或许,我们已经或然地做出了不得当的选择,并已贯彻许久了吧。

那些源于根本性的擦肩而过的,有些易于发现的,可以迅速追回,而有些只能追悔莫及。那些追悔莫及的,那些意识到但因其盘根错节,而失去了更正的机会的,在那已经变灰许久的开关按钮后面,一定埋葬着无数痛恨和哭泣的回忆杀吧?

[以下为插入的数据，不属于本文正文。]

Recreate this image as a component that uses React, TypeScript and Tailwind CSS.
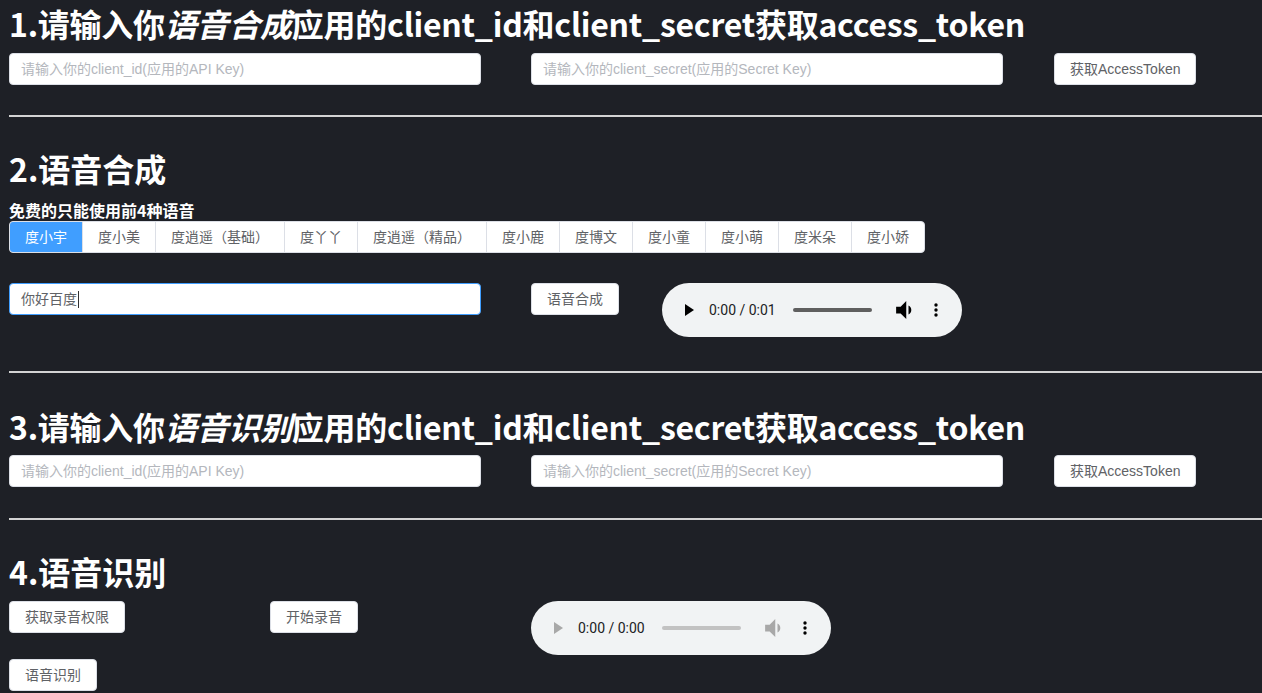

写到这里,我抬头望向窗外,在这间名为“薄荷”的咖啡厅之下,在氤氲着香气的方寸之室外面,在延展在丛立的承重柱支撑的城市甲板尽头,我看到一座名为集安的崭新宏图正徐徐展开。在卫星俯瞰图上,它如同一座桥梁连接着北区与龙岗区的平缓起伏,正朝向深不可测的灰绿内陆生长出细若游丝的框架。直觉告诉我,这是一次修复区域规划失误的历史性尝试,也是实现前所未有的飞黄腾达的全新机遇。感恩,为了眼下这座充盈着澎湃活力的集安城,也为了所有擦肩而过,而幸可追回的过往,那些弥足珍贵的东西。

愿每个灾难性的瞬间,都重铸成最美好的回忆。